• _Request_
Leave out the pictures and repeat the data exactly.

====

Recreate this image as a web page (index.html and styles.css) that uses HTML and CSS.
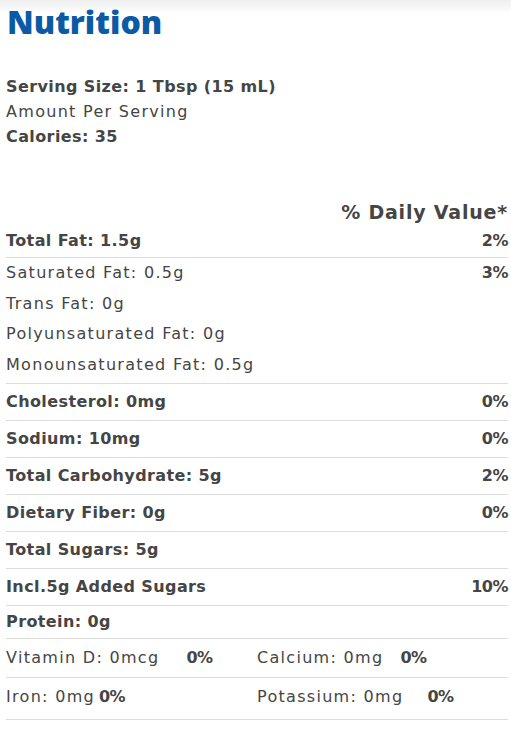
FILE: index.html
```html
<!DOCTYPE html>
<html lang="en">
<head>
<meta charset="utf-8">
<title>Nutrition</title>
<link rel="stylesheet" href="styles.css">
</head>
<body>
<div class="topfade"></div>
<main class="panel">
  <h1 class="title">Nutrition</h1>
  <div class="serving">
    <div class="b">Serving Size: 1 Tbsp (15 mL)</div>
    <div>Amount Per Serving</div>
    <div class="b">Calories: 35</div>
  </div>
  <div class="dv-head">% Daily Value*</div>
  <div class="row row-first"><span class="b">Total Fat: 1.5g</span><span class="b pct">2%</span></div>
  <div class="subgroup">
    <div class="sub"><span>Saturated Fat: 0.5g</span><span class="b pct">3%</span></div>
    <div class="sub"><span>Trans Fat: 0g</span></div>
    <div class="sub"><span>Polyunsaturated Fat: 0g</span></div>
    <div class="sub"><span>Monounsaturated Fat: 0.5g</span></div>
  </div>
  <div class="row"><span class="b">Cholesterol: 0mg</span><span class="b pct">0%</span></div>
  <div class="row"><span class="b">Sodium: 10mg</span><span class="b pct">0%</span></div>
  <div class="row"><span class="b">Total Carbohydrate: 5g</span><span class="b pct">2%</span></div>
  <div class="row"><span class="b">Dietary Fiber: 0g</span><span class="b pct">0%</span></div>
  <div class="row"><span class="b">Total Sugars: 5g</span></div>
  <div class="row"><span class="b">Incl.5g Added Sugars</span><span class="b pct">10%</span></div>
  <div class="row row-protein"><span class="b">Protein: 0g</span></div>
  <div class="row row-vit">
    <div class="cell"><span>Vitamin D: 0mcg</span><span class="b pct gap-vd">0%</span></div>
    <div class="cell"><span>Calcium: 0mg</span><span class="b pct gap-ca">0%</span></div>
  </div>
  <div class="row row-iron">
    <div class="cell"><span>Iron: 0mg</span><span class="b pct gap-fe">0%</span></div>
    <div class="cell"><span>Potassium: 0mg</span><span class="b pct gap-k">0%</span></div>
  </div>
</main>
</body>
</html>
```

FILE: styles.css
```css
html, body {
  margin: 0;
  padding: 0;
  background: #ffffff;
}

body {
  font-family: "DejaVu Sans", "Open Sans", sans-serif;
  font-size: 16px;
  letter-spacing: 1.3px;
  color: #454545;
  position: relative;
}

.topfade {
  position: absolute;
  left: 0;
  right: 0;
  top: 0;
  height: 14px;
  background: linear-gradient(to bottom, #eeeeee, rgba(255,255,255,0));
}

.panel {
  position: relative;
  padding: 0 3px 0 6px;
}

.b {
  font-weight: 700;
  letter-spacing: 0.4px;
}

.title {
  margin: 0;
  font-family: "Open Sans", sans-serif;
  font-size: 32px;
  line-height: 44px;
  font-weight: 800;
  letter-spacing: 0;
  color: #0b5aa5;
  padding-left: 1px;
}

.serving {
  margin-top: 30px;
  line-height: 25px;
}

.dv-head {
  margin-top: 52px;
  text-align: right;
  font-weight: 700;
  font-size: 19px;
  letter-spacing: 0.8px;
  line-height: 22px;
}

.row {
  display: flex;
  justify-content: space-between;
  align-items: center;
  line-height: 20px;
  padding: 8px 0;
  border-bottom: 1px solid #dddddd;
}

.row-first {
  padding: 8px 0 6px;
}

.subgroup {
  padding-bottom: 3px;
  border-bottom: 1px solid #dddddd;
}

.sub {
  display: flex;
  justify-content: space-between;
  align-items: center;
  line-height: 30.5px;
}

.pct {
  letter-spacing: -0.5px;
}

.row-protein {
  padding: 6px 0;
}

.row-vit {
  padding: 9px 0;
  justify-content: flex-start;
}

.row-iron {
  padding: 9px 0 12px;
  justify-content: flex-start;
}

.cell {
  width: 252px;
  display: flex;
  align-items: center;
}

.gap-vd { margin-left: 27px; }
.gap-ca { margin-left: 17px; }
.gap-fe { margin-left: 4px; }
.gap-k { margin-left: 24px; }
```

====

• _Written solution_
Recreate this image as a web page (index.html and styles.css) that uses HTML and CSS.
FILE: index.html
```html
<!DOCTYPE html>
<html lang="en">
<head>
<meta charset="utf-8">
<title>Nutrition</title>
<link rel="stylesheet" href="styles.css">
</head>
<body>
<div class="topfade"></div>
<main class="panel">
  <h1 class="title">Nutrition</h1>
  <div class="serving">
    <div class="b">Serving Size: 1 Tbsp (15 mL)</div>
    <div>Amount Per Serving</div>
    <div class="b">Calories: 35</div>
  </div>
  <div class="dv-head">% Daily Value*</div>
  <div class="row row-first"><span class="b">Total Fat: 1.5g</span><span class="b pct">2%</span></div>
  <div class="subgroup">
    <div class="sub"><span>Saturated Fat: 0.5g</span><span class="b pct">3%</span></div>
    <div class="sub"><span>Trans Fat: 0g</span></div>
    <div class="sub"><span>Polyunsaturated Fat: 0g</span></div>
    <div class="sub"><span>Monounsaturated Fat: 0.5g</span></div>
  </div>
  <div class="row"><span class="b">Cholesterol: 0mg</span><span class="b pct">0%</span></div>
  <div class="row"><span class="b">Sodium: 10mg</span><span class="b pct">0%</span></div>
  <div class="row"><span class="b">Total Carbohydrate: 5g</span><span class="b pct">2%</span></div>
  <div class="row"><span class="b">Dietary Fiber: 0g</span><span class="b pct">0%</span></div>
  <div class="row"><span class="b">Total Sugars: 5g</span></div>
  <div class="row"><span class="b">Incl.5g Added Sugars</span><span class="b pct">10%</span></div>
  <div class="row row-protein"><span class="b">Protein: 0g</span></div>
  <div class="row row-vit">
    <div class="cell"><span>Vitamin D: 0mcg</span><span class="b pct gap-vd">0%</span></div>
    <div class="cell"><span>Calcium: 0mg</span><span class="b pct gap-ca">0%</span></div>
  </div>
  <div class="row row-iron">
    <div class="cell"><span>Iron: 0mg</span><span class="b pct gap-fe">0%</span></div>
    <div class="cell"><span>Potassium: 0mg</span><span class="b pct gap-k">0%</span></div>
  </div>
</main>
</body>
</html>
```

FILE: styles.css
```css
html, body {
  margin: 0;
  padding: 0;
  background: #ffffff;
}

body {
  font-family: "DejaVu Sans", "Open Sans", sans-serif;
  font-size: 16px;
  letter-spacing: 1.3px;
  color: #454545;
  position: relative;
}

.topfade {
  position: absolute;
  left: 0;
  right: 0;
  top: 0;
  height: 14px;
  background: linear-gradient(to bottom, #eeeeee, rgba(255,255,255,0));
}

.panel {
  position: relative;
  padding: 0 3px 0 6px;
}

.b {
  font-weight: 700;
  letter-spacing: 0.4px;
}

.title {
  margin: 0;
  font-family: "Open Sans", sans-serif;
  font-size: 32px;
  line-height: 44px;
  font-weight: 800;
  letter-spacing: 0;
  color: #0b5aa5;
  padding-left: 1px;
}

.serving {
  margin-top: 30px;
  line-height: 25px;
}

.dv-head {
  margin-top: 52px;
  text-align: right;
  font-weight: 700;
  font-size: 19px;
  letter-spacing: 0.8px;
  line-height: 22px;
}

.row {
  display: flex;
  justify-content: space-between;
  align-items: center;
  line-height: 20px;
  padding: 8px 0;
  border-bottom: 1px solid #dddddd;
}

.row-first {
  padding: 8px 0 6px;
}

.subgroup {
  padding-bottom: 3px;
  border-bottom: 1px solid #dddddd;
}

.sub {
  display: flex;
  justify-content: space-between;
  align-items: center;
  line-height: 30.5px;
}

.pct {
  letter-spacing: -0.5px;
}

.row-protein {
  padding: 6px 0;
}

.row-vit {
  padding: 9px 0;
  justify-content: flex-start;
}

.row-iron {
  padding: 9px 0 12px;
  justify-content: flex-start;
}

.cell {
  width: 252px;
  display: flex;
  align-items: center;
}

.gap-vd { margin-left: 27px; }
.gap-ca { margin-left: 17px; }
.gap-fe { margin-left: 4px; }
.gap-k { margin-left: 24px; }
```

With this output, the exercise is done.